Scientific classification
- Kingdom: Animalia
- Phylum: Chordata
- Class: Mammalia
- Order: Chiroptera
- Family: Vespertilionidae
- Genus: Murina
- Species: M. balaensis
- Binomial name: Murina balaensis Soisook, Karapan, Satasook & Bates, 2013

= Bala tube-nosed bat =

- Genus: Murina
- Species: balaensis
- Authority: Soisook, Karapan, Satasook & Bates, 2013
- Conservation status: CR

Species of bat

The Bala tube-nosed bat (Murina balaensis) is a critically endangered species of bat found in Thailand.

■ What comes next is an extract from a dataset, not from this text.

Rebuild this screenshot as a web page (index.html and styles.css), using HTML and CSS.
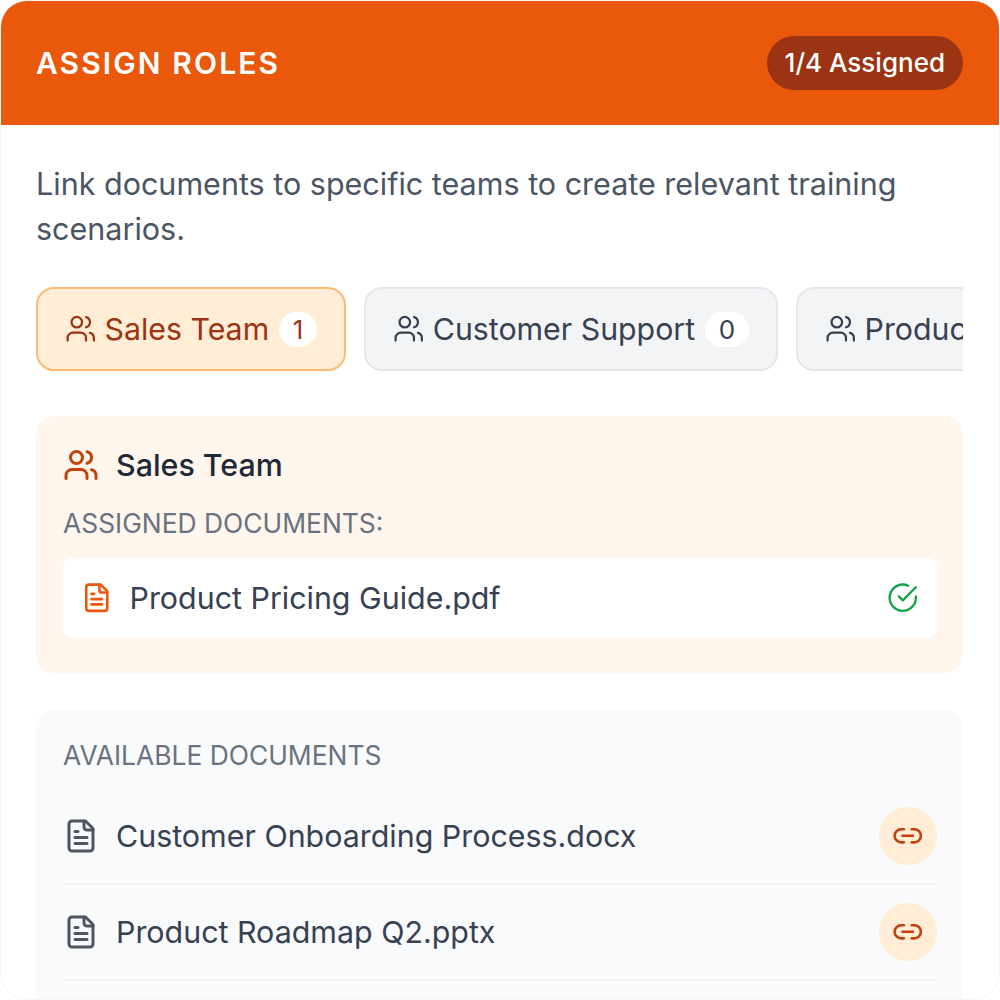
FILE: index.html
```html
<!DOCTYPE html>
<html lang="en">
<head>
    <meta charset="UTF-8">
    <title>Assign Roles</title>
    <link rel="stylesheet" href="styles.css">
</head>
<body>
    <svg class="sprite" xmlns="http://www.w3.org/2000/svg">
        <symbol id="i-users" viewBox="0 0 24 24"><path d="M16 21v-2a4 4 0 0 0-4-4H6a4 4 0 0 0-4 4v2"/><circle cx="9" cy="7" r="4"/><path d="M22 21v-2a4 4 0 0 0-3-3.87"/><path d="M16 3.13a4 4 0 0 1 0 7.75"/></symbol>
        <symbol id="i-file" viewBox="0 0 24 24"><path d="M15 2H6a2 2 0 0 0-2 2v16a2 2 0 0 0 2 2h12a2 2 0 0 0 2-2V7Z"/><path d="M14 2v4a2 2 0 0 0 2 2h4"/><path d="M10 9H8"/><path d="M16 13H8"/><path d="M16 17H8"/></symbol>
        <symbol id="i-link" viewBox="0 0 24 24"><path d="M9 17H7A5 5 0 0 1 7 7h2"/><path d="M15 7h2a5 5 0 1 1 0 10h-2"/><path d="M8 12h8"/></symbol>
        <symbol id="i-check" viewBox="0 0 24 24"><path d="M22 11.08V12a10 10 0 1 1-5.93-9.14"/><path d="M22 4 12 14.01l-3-3"/></symbol>
    </svg>

    <div class="card">
        <header class="card-header">
            <h1>ASSIGN ROLES</h1>
            <span class="progress">1/4 Assigned</span>
        </header>

        <div class="card-body">
            <p class="intro">Link documents to specific teams to create relevant training scenarios.</p>

            <div class="tabs">
                <div class="tab tab-active">
                    <svg class="icon icon-tab"><use href="#i-users"/></svg>
                    <span>Sales Team</span>
                    <span class="count">1</span>
                </div>
                <div class="tab">
                    <svg class="icon icon-tab"><use href="#i-users"/></svg>
                    <span>Customer Support</span>
                    <span class="count">0</span>
                </div>
                <div class="tab">
                    <svg class="icon icon-tab"><use href="#i-users"/></svg>
                    <span>Product</span>
                    <span class="count">0</span>
                </div>
            </div>

            <section class="team-panel">
                <div class="team-title">
                    <svg class="icon icon-team"><use href="#i-users"/></svg>
                    <h2>Sales Team</h2>
                </div>
                <div class="label">ASSIGNED DOCUMENTS:</div>
                <div class="assigned-doc">
                    <svg class="icon icon-doc-orange"><use href="#i-file"/></svg>
                    <span class="doc-name">Product Pricing Guide.pdf</span>
                    <svg class="icon icon-check"><use href="#i-check"/></svg>
                </div>
            </section>

            <section class="available-panel">
                <div class="label">AVAILABLE DOCUMENTS</div>
                <div class="doc-row">
                    <svg class="icon icon-doc"><use href="#i-file"/></svg>
                    <span class="doc-name">Customer Onboarding Process.docx</span>
                    <button class="link-btn"><svg class="icon icon-link"><use href="#i-link"/></svg></button>
                </div>
                <div class="doc-row">
                    <svg class="icon icon-doc"><use href="#i-file"/></svg>
                    <span class="doc-name">Product Roadmap Q2.pptx</span>
                    <button class="link-btn"><svg class="icon icon-link"><use href="#i-link"/></svg></button>
                </div>
            </section>
        </div>
    </div>
</body>
</html>
```

FILE: styles.css
```css
html, body {
    margin: 0;
    padding: 0;
    background-color: #fff;
}
body {
    font-family: Inter, "Liberation Sans", sans-serif;
    height: 1000px;
    overflow: hidden;
}
.sprite {
    display: none;
}
.icon {
    display: block;
    flex: none;
    fill: none;
    stroke: currentColor;
    stroke-width: 2;
    stroke-linecap: round;
    stroke-linejoin: round;
}
.card {
    width: 1000px;
    height: 1000px;
    background-color: #fff;
    border: 1px solid #f5f5f7;
    border-radius: 27px;
    overflow: hidden;
    box-sizing: border-box;
}
.card-header {
    display: flex;
    align-items: center;
    justify-content: space-between;
    height: 124px;
    padding: 0 36px 0 35px;
    background-color: #ea580c;
    color: #fff;
    box-sizing: border-box;
}
.card-header h1 {
    margin: 0;
    font-size: 30px;
    font-weight: 600;
    letter-spacing: 2.1px;
}
.progress {
    padding: 9px 18px;
    font-size: 26px;
    line-height: 36px;
    font-weight: 500;
    border-radius: 27px;
    background-color: #9a3412;
}
.card-body {
    padding: 36px 36px 36px 35px;
}
.intro {
    margin: 0 0 36px;
    font-size: 30.5px;
    line-height: 45px;
    color: #4b5563;
}
.tabs {
    display: flex;
    gap: 18.5px;
    overflow: hidden;
    margin-bottom: 45px;
}
.tab {
    display: flex;
    flex: none;
    align-items: center;
    gap: 8px;
    height: 84px;
    padding: 0 27px;
    box-sizing: border-box;
    font-size: 30.3px;
    color: #374151;
    background-color: #f3f4f6;
    border: 2px solid #e5e7eb;
    border-radius: 18px;
}
.tab-active {
    color: #9a3412;
    background-color: #ffedd5;
    border-color: #fdba74;
}
.icon-tab {
    width: 31.5px;
    height: 31.5px;
    stroke-width: 1.7;
}
.count {
    margin-left: 2px;
    padding: 0 13.5px;
    font-size: 26px;
    line-height: 35px;
    text-align: center;
    border-radius: 18px;
    background-color: #fff;
}
.team-panel {
    padding: 27px 26px 27px 27px;
    margin-bottom: 37px;
    height: 257px;
    box-sizing: border-box;
    border-radius: 18px;
    background-color: #fff7ed;
}
.team-title {
    display: flex;
    align-items: center;
    gap: 17px;
    height: 43px;
    margin-bottom: 19px;
}
.team-title h2 {
    margin: 0;
    font-size: 30.4px;
    font-weight: 500;
    color: #1f2937;
}
.icon-team {
    width: 36px;
    height: 36px;
    color: #c2410c;
}
.label {
    font-size: 26.4px;
    line-height: 36px;
    color: #6b7280;
}
.assigned-doc {
    display: flex;
    align-items: center;
    gap: 17px;
    height: 80px;
    margin-top: 17px;
    padding: 0 19px 0 18px;
    border-radius: 9px;
    background-color: #fff;
}
.doc-name {
    flex: 1;
    font-size: 30.4px;
    color: #374151;
}
.icon-doc-orange {
    width: 31.5px;
    height: 31.5px;
    color: #ea580c;
}
.icon-check {
    width: 31.5px;
    height: 31.5px;
    color: #16a34a;
    stroke-width: 1.8;
}
.available-panel {
    padding: 27px 26px 27px 27px;
    height: 500px;
    box-sizing: border-box;
    border-radius: 18px;
    background-color: #f9fafb;
}
.doc-row {
    display: flex;
    align-items: center;
    gap: 17px;
    height: 96px;
    box-sizing: border-box;
    border-bottom: 2px solid #f3f4f6;
}
.label + .doc-row {
    margin-top: 16px;
}
.icon-doc {
    width: 36px;
    height: 36px;
    color: #4b5563;
}
.link-btn {
    display: flex;
    align-items: center;
    justify-content: center;
    width: 58px;
    height: 58px;
    padding: 0;
    border: none;
    border-radius: 50%;
    background-color: #ffedd5;
    color: #c2410c;
}
.icon-link {
    width: 31.5px;
    height: 31.5px;
}
```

==Taxonomy and etymology==
It was first encountered in September 2012.
Its closest relative is Eleryi's tube-nosed bat (Murina eleryi).
As the genus Murina is split into species groups, the Bala tube-nosed bat is placed into the suilla group, which also contains the little tube-nosed bat, Beelzebub's tube-nosed bat, the ashy-gray tube-nosed bat, Eleryi's tube-nosed bat, the slender tube-nosed bat, Murina harpioloides, the greater tube-nosed bat, Murina recondita, the forest tube-nosed bat (sometimes considered synonymous with the Ussuri tube-nosed bat), the brown tube-nosed bat, Scully's tube-nosed bat, and Ussuri tube-nosed bat.
Its species name, balaensis, refers to the Bala Forest of Thailand where it is found.

==Description==
It is a small bat, weighing only 3.5-4 g.
Its forearms are 28-30.4 mm long.
Its ears are rounded with smooth margins, measuring 12.3-12.8 mm long.
The ears are brown in color, with the base of the ear a lighter brown.
The tragus is white and short, at 7.4-7.6 mm long.
Their dorsal fur is ashy-gray, with some hairs tipped in a reddish-orange tint of brown.
Other dorsal hairs are tipped in a charcoal black color.
Their heads, backs, uropatagia, and feet have silver-gold guard hairs.
On their ventral side, their hairs are dark gray at the base, but whitish gray at the tips.
Their thumbs are relatively long, at 8.2-8.8 mm long.
The calcar is well-developed, but lacks a keel.

==Biology==
It eats insects, foraging for them only 2-3 m above the forest floor.
It likely roosts in leaves or hollow trees.

==Range and habitat==
It occurs in moist, evergreen lowland rainforests in the Narathiwat Province of southern Thailand.
It has only been encountered in the Bala Forest of Hala-Bala Wildlife Sanctuary.

==Conservation==
It is currently evaluated as critically endangered by the IUCN.
It meets the criteria for this evaluation because its area of occupancy and extent of occurrence are both very small, at less than 4 km2.
Also, there is a projected decline in the quality and extent of their habitat.
It is threatened by habitat loss due to deforestation and the expansion of agriculture.